The two-day Summit of the North Atlantic Treaty Organisation (NATO) in Warsaw ended on July 9, wherein Georgia was praised for its reforms and commitments to the international security and was promised to receive more support in the future from the alliance to boost its self-defence capabilities.
NATO will assist Georgia
By Gvantsa Gabekhadze
Monday, July 11
The Warsaw Summit Communiqué released at the end of the Summit read that the Alliance would specifically support Georgia in upgrading its air defence and aerial surveillance capabilities.
The Communiqué also said Georgia will be one of the key participants in NATO’s Black Security project.
As a sign of the alliance’s support, NATO Secretary General Jens Stoltenberg also declared he will visit Georgia in Autumn. It was not specified whether his trip will take place before or after Georgia’s October 8 parliamentary elections.
The Communiqué praised Georgia’s democratic reforms and said the Alliance’s door remained opened for Georgia. It also appreciated Georgia’s contributions to international peace and security.
In response, Georgia said the country’s 885 soldiers would stay in the NATO’s Afghanistan’s Resolute Support Mission, which the alliance intends to expand in the near future.
Prior to the Communiqué, the first NATO-Georgia Commission meeting was held at the Summit, after which NATO Foreign Ministers issued a statement over Georgia’s current role in NATO and the country’s future prospects.
“In light of this relationship, the Ministers welcomed Georgia’s engagement in strategic discussions on Black Sea security and recent developments in the region affecting Euro-Atlantic security,” the Foreign Ministers stated.
The statement also claimed that the Foreign Minsters welcomed the significant progress that has been made in implementing the Substantial NATO-Georgia Package adopted at NATO Wales Summit. In the context the statement mentioned the NATO-Georgia Joint Training and Evaluation Centre, where more than 30 Allied and partner security experts were supporting Georgia’s security reform efforts. The statement also stressed the significance of the Defence Institution Building School which was inaugurated and which would provide a first pilot course this month. The Allied Foreign Ministers highlighted the first ever NATO-Georgia joint training that would be repeated in this November and said they supported conducting of the trainings on regular bases;
New initiatives to boost Georgia’s self-defence capabilities included increased support for Georgia’s training and education, including through a possible trust fund project, and strategic communications. Allies said they would provide support to the development of Georgia’s air defence and air surveillance. They also promised to deepen the focus on security in the Black Sea region;
That Georgia’s Foreign Minister reaffirmed Georgia’s determination to achieve NATO membership. He also briefed the NATO representatives over current situation in Georgia’s de-facto regions of Abkhazia and Tskhinvali (South Ossetia) which are now occupied by Russia. Minister Mikheil Janelidze also stressed Georgia’s commitments to continue comprehensive, democratic reforms.

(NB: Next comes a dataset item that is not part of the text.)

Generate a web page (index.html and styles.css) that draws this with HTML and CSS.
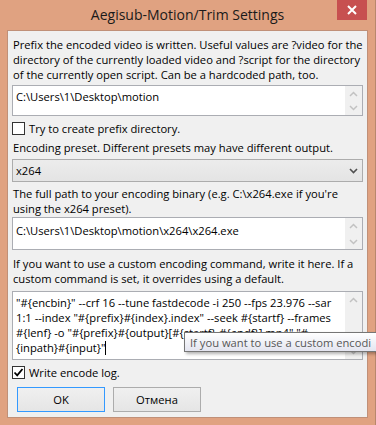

The Minister also welcomed Montenegro’s NATO membership and the Alliance’s open-door policy;
The Ministers also encouraged Georgia to sustain its momentum in its overall reforms, which NATO would continue to support. NATO ministers said they looked forward to the October 2016 Parliamentary elections being conducted in accordance with the highest democratic standards;
At the 2008 Bucharest Summit, Allies agreed that Georgia would become a member of NATO with MAP as an integral part of the process, they said they were faithful to the promise;
The allies highly appreciated Georgia’s significant contributions to the NATO-led operations in Afghanistan and recognised the sacrifices the Georgian people have made for our shared security. Allies also welcomed Georgia’s contributions to the NATO Response Force. They said these efforts, along with Georgia’s participation in EU-led operations, demonstrated Georgia’s commitment and capability to contribute to Euro-Atlantic security.
The Ministers reiterated their full support to the territorial integrity and sovereignty of Georgia within its internationally recognised borders. They condemned Russia’s illegal activities on the Georgian soil and praised the Georgia's peaceful approach to solving of conflicts. They also welcomed the resumption of meetings within the Gali Incident Prevention and Response Mechanism and they encouraged all participants in the Geneva International Discussions to play a constructive role, as well as to continue working closely with the OSCE, the UN, and the EU to pursue peaceful conflict resolution in the internationally recognised territory of Georgia;
The Ministers also said they looked forward to the visit of the North Atlantic Council in permanent session to Georgia this autumn, which would demonstrate NATO’s political and practical support to Georgia and provide an opportunity to take stock of Georgia’s progress.
The Georgian delegation at the Summit was chaired by President Giorgi Margvelashvili. The delegation was composed of the Minister of Defence, Foreign Ministers, on European and Euro-Atlantic Integration, Secretary of State Security Council and other officials.